- Starring: Indrans, Jaffar Idukki
- Release date: 3 January 2025 (Kerala);

= Orumbettavan =

2025 Malayalam film

Orumbettavan is a 2025 Indian Malayalam-language drama film directed by Sugeesh Dhekshinakashi. The film stars Indrans and Jaffer Idukki, with Sudheesh, Johny Antony in supporting roles. It was released theatrically on 3 January 2025.

== Plot ==
Mizhimol, an orphaned girl, finds comfort with her uncle Pappan, while Kelu, a reclusive craftsman and local villager, harbours resentment toward him.
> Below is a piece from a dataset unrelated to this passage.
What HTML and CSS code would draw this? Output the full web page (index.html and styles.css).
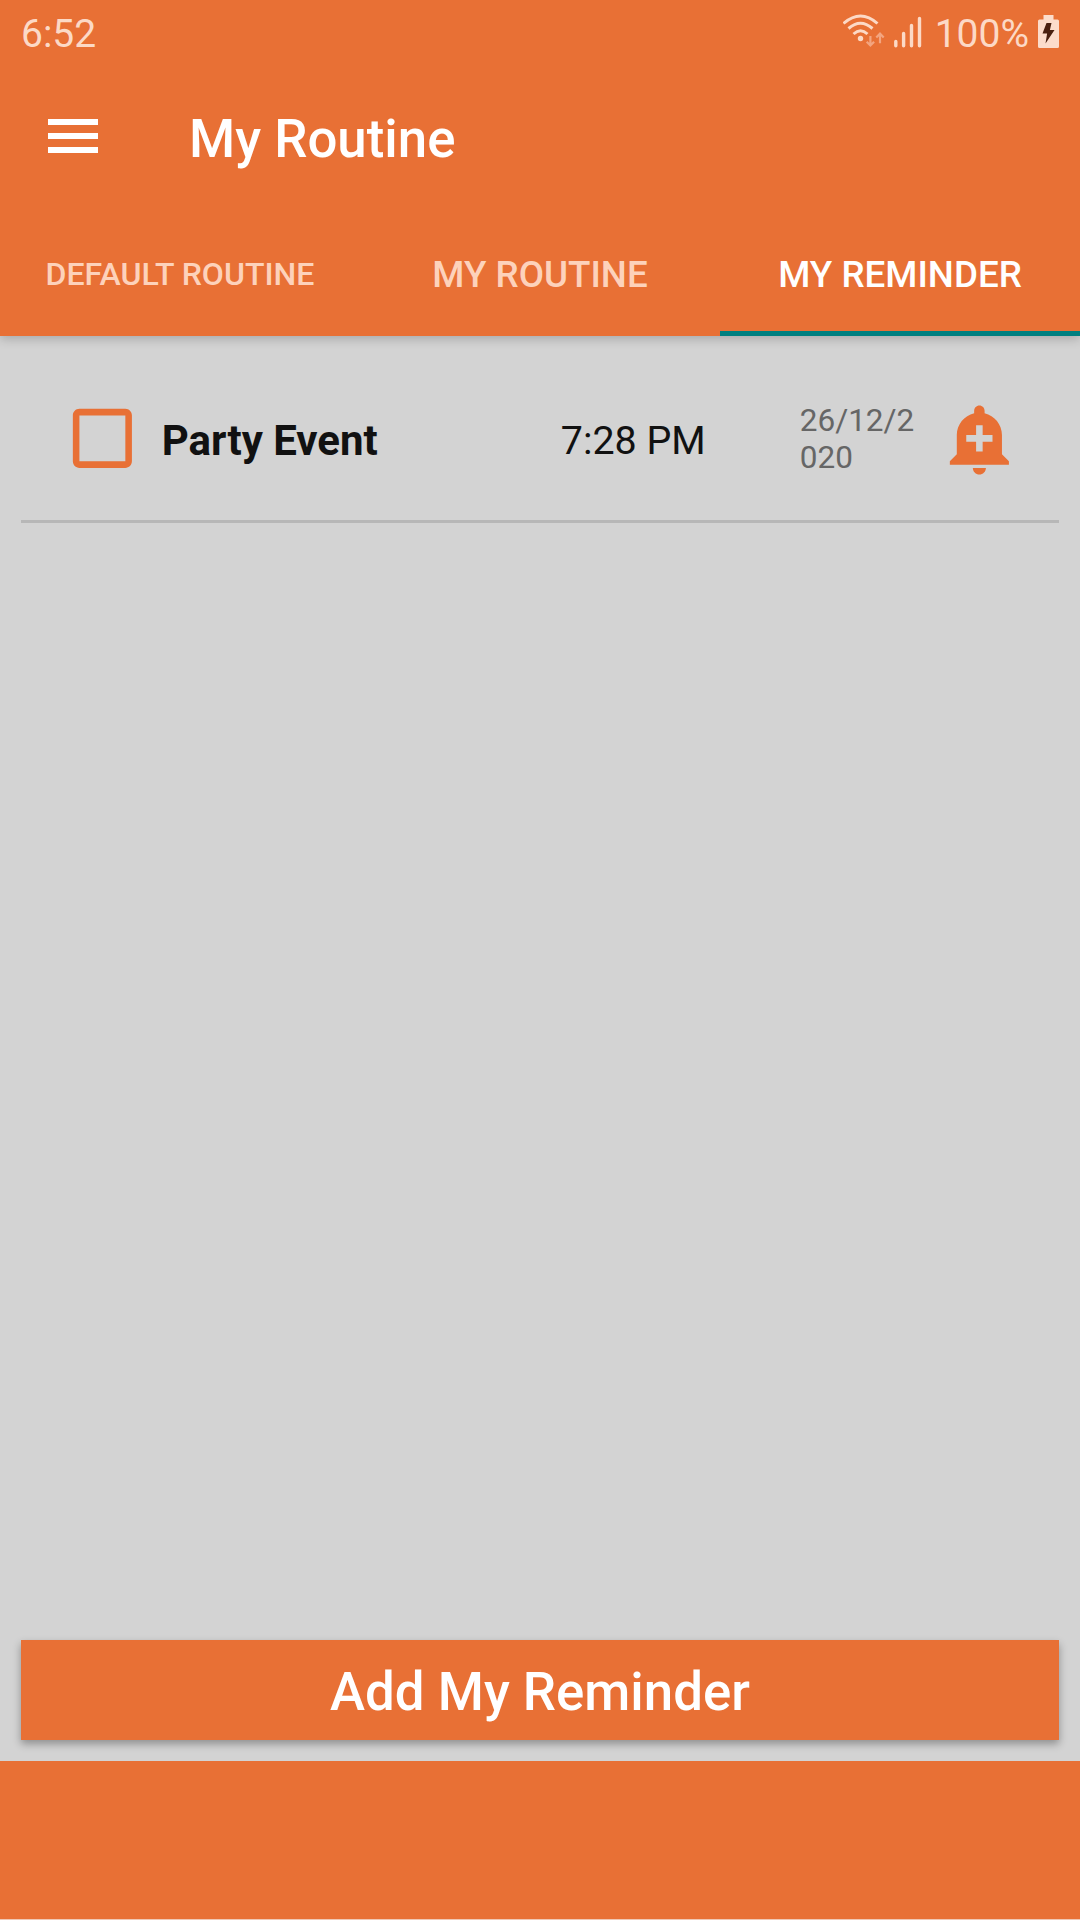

An unforeseen event shakes their village and sets off a narrative intertwining suspense, sacrifice, and justice.

== Cast ==

- Indrans as Kelukutty
- Jaffer Idukki as Pappan
- Johny Antony
- Sudheesh
- Dayyana Hameed
- Kashmeera Sugeesh
- I.M. Vijayan
- Sivadas Kannur

== Reception ==
Onmanorama praised the film for its emotional storyline and the performances of Indrans and Jaffer Idukki, noting its blend of family drama and mystery, while mentioning that the pacing felt sluggish at times.

The Indian Express Malayalam coverage indicated that the film had a lukewarm response upon release, highlighting its modest impact among early-2025 Malayalam cinema offerings.